Wilderson (doctorant à l'Université de Duke, USA), Alice (post-doctorante au Centre d'Ecologie Fonctionnelle et Evolutive de Montpellier, France) et moi au Parc National des Volcans
Après un peu plus d’une heure de marche, nous parvenons à Karisoke, le camp de recherche établi par Dian Fossey en 1967, qu’elle baptise ainsi car il se situe entre les monts Karisimbi et Visoke (d’où la contraction Kari-soke). Sur place, il ne reste que des traces discrètes du camp, la plupart des matériaux de construction des bâtiments ayant été utilisés pendant le génocide qui a eu lieu au Rwanda en 1994. Le cimetière des gorilles quant à lui, est toujours intact.
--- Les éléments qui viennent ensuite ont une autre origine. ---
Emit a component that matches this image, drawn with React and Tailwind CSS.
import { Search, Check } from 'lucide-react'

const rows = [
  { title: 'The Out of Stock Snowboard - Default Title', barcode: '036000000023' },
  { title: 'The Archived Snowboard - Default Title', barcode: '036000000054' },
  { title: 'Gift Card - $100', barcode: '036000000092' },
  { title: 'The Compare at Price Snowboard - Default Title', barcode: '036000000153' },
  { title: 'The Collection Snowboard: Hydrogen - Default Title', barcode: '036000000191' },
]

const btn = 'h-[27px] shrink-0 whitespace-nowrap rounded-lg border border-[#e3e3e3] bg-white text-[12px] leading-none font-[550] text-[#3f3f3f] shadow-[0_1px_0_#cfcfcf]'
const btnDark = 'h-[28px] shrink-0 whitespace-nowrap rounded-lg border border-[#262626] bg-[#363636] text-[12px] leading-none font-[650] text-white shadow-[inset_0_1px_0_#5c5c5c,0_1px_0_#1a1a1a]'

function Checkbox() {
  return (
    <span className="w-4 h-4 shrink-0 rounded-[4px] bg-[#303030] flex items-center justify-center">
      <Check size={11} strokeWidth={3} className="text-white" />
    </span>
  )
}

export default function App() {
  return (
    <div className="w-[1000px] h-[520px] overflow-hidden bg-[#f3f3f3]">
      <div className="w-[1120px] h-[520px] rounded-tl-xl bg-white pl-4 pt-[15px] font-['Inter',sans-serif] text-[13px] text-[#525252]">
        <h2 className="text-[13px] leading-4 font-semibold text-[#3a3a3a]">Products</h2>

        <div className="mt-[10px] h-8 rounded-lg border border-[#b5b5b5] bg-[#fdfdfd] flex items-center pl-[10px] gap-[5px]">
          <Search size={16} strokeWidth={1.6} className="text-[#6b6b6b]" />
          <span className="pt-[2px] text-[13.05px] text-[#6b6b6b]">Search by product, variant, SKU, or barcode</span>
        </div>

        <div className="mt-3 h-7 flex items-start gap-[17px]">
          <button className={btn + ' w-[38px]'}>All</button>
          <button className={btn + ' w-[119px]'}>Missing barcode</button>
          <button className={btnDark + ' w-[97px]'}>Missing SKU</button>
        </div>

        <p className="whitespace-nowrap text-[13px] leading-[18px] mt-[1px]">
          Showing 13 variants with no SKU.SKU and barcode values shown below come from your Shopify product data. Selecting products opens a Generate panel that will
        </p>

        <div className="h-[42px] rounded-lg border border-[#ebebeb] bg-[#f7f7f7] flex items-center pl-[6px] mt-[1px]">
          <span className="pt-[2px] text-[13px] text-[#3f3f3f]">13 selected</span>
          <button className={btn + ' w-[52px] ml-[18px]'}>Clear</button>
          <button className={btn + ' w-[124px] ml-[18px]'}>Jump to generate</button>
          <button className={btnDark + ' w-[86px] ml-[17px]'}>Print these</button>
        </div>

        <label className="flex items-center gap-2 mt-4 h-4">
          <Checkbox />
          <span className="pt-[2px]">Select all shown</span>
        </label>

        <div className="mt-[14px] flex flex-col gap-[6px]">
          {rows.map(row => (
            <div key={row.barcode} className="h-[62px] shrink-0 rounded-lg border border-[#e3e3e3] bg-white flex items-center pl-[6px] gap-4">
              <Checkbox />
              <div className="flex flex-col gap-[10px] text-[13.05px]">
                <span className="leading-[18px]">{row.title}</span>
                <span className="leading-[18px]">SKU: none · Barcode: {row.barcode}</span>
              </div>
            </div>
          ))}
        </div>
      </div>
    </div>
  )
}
C’est là que Dian Fossey est enterrée, aux côtés de Digit, le mâle dominant (appelé dos d’argent, ou silver back en anglais) qu’elle affectionnait particulièrement, et qui a été tué en 1977 par des braconniers. C’est suite à cet évènement que Dian Fossey deviendra particulièrement active dans la protection des gorilles, créant par exemple le Digit Fund (qui perdure encore aujourd’hui sous la forme du Dian Fossey Gorilla Fund International), ayant même sur la fin de sa vie recours à des méthodes anti-braconnage extrêmes... Dian Fossey est retrouvée dans sa cabane à Karisoke le 26 décembre 1985, après avoir été assassinée dans des circonstances troubles. Dian Fossey est encore aujourd’hui une figure emblématique de la conservation, et si vous êtes curieux de son histoire (et peu enclins à la lecture !), je vous recommande le film « Gorillas in the mist » qui retrace son parcours.
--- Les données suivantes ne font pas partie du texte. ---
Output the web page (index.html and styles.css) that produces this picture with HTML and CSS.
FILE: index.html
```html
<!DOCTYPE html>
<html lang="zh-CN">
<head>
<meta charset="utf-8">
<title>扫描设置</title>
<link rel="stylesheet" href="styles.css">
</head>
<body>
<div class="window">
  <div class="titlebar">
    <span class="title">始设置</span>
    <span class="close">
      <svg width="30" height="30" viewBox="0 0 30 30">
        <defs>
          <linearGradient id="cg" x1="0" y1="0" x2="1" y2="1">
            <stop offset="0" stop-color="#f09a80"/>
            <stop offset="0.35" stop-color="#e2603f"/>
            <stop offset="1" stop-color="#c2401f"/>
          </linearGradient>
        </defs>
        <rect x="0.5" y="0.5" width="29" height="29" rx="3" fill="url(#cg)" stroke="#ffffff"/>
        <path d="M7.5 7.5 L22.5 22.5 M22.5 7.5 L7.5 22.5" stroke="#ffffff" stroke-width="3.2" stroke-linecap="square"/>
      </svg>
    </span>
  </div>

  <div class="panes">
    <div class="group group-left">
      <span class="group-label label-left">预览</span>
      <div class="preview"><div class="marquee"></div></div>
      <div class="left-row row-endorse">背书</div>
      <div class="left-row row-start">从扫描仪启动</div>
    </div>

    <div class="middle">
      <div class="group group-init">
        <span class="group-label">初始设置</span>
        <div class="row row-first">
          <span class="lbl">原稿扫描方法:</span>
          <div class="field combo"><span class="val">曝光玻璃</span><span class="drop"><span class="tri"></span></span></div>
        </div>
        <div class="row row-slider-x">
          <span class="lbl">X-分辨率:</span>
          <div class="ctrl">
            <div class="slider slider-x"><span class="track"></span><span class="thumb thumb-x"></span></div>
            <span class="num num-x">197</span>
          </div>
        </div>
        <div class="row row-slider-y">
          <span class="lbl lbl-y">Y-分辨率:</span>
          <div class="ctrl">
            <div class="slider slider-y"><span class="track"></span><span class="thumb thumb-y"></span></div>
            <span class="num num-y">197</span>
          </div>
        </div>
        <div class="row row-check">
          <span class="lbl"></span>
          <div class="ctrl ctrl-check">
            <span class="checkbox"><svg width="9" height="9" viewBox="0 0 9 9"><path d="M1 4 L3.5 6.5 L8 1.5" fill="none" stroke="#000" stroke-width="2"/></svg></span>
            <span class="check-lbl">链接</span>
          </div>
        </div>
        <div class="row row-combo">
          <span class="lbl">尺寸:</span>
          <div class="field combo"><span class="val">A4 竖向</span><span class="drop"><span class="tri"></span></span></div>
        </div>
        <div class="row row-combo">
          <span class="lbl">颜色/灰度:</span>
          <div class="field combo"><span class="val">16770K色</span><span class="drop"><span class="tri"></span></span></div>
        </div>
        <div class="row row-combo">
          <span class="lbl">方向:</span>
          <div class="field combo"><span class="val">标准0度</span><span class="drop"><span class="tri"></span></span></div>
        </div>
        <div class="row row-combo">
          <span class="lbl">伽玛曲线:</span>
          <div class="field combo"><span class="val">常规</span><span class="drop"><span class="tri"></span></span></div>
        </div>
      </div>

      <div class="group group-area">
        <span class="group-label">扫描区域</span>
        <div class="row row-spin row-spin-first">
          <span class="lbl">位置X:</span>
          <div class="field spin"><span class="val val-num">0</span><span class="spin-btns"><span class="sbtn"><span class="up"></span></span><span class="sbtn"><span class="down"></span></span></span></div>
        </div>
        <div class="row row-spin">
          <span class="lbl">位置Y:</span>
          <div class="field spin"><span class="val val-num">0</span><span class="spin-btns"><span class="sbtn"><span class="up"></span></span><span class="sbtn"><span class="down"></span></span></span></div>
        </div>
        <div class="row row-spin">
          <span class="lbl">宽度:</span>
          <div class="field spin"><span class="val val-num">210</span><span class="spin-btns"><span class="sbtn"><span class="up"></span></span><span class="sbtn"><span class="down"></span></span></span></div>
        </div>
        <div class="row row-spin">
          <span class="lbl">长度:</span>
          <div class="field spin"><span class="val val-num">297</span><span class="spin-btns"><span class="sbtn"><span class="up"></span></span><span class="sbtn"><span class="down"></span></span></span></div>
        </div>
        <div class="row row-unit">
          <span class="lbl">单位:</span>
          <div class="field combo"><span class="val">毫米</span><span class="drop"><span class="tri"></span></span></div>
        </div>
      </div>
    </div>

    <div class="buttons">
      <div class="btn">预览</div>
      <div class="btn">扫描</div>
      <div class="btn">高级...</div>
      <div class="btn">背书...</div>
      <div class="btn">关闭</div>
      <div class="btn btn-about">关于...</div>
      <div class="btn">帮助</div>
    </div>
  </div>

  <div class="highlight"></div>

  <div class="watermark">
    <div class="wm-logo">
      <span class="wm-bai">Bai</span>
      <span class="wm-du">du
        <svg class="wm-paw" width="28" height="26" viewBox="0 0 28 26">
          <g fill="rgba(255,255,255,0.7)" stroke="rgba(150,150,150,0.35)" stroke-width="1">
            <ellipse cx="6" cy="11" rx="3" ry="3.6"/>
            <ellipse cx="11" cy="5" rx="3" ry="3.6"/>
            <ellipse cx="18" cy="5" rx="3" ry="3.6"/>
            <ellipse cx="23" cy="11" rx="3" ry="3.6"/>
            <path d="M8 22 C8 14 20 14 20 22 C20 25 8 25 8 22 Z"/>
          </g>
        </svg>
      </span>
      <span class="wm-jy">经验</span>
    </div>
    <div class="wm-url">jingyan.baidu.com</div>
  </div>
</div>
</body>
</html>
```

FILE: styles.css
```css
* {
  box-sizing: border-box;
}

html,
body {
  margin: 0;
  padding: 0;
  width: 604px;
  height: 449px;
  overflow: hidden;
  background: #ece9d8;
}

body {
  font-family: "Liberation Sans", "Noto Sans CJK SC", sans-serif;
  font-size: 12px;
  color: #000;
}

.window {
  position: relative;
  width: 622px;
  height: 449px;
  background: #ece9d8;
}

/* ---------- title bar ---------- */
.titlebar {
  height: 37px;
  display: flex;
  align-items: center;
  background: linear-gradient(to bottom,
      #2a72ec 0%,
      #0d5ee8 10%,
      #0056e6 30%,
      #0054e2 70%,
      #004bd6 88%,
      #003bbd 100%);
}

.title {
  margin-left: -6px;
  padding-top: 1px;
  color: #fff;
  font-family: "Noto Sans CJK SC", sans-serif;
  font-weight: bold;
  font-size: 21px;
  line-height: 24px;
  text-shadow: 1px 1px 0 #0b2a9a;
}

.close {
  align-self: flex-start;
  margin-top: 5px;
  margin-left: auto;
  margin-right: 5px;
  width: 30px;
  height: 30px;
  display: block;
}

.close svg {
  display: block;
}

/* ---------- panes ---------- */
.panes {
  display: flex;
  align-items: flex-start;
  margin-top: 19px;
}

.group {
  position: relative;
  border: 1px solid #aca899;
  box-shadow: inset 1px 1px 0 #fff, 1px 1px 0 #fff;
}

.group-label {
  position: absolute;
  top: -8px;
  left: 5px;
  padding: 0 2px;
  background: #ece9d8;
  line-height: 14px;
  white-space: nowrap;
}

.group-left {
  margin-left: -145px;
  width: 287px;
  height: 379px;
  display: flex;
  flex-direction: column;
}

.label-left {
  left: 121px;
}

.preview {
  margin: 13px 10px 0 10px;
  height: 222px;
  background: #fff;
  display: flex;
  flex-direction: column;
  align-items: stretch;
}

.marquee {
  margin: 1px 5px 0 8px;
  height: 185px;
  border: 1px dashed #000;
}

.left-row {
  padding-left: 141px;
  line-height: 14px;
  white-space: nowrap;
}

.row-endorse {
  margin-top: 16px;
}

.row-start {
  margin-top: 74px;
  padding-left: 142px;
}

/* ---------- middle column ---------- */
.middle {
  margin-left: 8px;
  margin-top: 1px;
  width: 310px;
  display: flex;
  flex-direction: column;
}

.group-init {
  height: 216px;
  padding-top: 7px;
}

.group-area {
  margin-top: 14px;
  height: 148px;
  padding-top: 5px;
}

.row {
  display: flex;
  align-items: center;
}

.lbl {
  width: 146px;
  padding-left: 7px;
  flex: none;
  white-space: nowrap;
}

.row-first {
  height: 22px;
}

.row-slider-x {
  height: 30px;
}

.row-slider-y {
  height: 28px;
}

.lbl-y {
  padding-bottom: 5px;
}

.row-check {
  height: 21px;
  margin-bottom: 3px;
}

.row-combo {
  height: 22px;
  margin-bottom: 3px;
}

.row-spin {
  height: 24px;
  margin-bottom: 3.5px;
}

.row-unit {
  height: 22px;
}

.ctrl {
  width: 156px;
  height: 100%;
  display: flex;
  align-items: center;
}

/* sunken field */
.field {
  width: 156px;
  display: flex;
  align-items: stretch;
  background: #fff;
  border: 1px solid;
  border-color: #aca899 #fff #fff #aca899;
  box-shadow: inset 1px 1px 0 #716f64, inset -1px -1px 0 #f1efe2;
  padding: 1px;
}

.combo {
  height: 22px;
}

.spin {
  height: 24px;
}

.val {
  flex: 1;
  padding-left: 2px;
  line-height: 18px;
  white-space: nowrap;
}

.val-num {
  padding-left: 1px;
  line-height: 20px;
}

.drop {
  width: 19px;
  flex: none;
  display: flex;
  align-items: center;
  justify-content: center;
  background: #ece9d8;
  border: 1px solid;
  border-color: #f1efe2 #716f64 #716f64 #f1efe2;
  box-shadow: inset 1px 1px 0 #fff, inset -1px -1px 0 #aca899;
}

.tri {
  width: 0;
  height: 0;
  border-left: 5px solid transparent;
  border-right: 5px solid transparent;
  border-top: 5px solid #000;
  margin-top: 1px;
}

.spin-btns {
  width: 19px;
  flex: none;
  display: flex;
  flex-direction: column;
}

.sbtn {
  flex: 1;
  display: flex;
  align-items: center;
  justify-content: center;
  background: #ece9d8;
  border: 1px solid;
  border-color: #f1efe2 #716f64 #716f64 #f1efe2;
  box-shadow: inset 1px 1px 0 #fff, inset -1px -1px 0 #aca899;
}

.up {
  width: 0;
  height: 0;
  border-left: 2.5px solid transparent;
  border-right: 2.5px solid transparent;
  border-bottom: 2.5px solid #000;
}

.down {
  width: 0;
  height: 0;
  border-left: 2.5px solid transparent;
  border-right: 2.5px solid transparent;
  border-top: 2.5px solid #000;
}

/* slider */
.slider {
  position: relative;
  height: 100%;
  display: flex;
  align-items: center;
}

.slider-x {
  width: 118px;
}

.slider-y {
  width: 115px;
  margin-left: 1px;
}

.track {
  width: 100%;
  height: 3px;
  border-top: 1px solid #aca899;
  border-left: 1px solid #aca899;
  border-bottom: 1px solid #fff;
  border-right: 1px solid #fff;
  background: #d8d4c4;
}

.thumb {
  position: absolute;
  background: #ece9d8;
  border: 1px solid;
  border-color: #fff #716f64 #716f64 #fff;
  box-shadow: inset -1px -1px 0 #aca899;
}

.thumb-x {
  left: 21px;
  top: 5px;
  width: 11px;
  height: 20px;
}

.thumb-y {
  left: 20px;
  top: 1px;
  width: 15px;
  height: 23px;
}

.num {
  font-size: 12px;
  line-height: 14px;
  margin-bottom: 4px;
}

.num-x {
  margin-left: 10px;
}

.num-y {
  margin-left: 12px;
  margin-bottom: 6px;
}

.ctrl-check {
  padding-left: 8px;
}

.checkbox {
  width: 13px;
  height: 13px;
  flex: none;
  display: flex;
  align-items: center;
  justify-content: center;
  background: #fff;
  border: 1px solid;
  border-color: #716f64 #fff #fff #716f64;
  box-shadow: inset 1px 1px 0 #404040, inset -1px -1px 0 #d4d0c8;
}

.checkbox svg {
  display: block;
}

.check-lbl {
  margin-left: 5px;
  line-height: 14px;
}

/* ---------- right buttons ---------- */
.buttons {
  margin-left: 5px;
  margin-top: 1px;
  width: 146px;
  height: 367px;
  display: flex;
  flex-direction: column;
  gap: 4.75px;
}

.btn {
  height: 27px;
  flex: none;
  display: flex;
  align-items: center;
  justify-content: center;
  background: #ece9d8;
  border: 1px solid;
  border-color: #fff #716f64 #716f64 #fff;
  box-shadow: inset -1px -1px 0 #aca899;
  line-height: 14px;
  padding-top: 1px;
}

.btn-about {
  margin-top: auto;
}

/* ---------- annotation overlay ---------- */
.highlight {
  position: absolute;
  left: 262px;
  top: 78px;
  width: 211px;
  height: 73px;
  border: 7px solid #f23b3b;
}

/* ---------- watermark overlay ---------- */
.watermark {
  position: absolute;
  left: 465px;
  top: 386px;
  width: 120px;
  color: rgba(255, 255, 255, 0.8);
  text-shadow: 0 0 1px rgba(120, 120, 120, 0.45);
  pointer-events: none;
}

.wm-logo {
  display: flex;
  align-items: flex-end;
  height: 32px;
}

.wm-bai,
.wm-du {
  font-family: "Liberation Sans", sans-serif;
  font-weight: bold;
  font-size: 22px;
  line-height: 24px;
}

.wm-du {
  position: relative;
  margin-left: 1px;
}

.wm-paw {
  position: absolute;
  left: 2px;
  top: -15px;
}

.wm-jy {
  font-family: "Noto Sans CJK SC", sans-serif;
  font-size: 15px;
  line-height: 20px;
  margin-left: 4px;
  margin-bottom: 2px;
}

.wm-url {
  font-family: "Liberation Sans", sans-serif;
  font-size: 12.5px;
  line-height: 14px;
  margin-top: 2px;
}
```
La randonnée vers Karisoke, le centre de recherche de Dian Fossey; le cimetière des gorilles et la tombe de Dian Fossey aux côtés de Digit
Le Congrès International pour la Biologie de la Conservation m’a permis de présenter mes travaux de recherche et de rencontrer d’autres équipes à travers le monde, un évènement majeur dans ma vie de jeune chercheuse ! Cela a aussi été l’occasion de découvrir un pays incroyable, le Rwanda, et une infime part des merveilles dont il regorge…
C'est tout pour ce mois-ci, à bientôt pour un prochain post !
Crédits photos : Lucie Thel, Tom Pavey, Tommy Sandri, Wilderson Medina
Tu as vraiment bien fait de profiter de cette occasion pour échapper au froid de l'hiver, je suis envieux.
Je possède justement le film "Gorillas in the Mist" dans ma collection de Laserdiscs japonais, je préfère d'ailleurs le titre japonais qui parle d'amour : 愛は霧のかなたに. Je vais en profiter pour le regarder une seconde fois car je ne pense pas l'avoir revu depuis les années 90.
La végétation des lieux où vivait Dian Fossey est vraiment d'une grande beauté. À quoi correspond la plaque partiellement effacée que tu as prise en photo ?
Au plaisir de te lire une prochaine fois.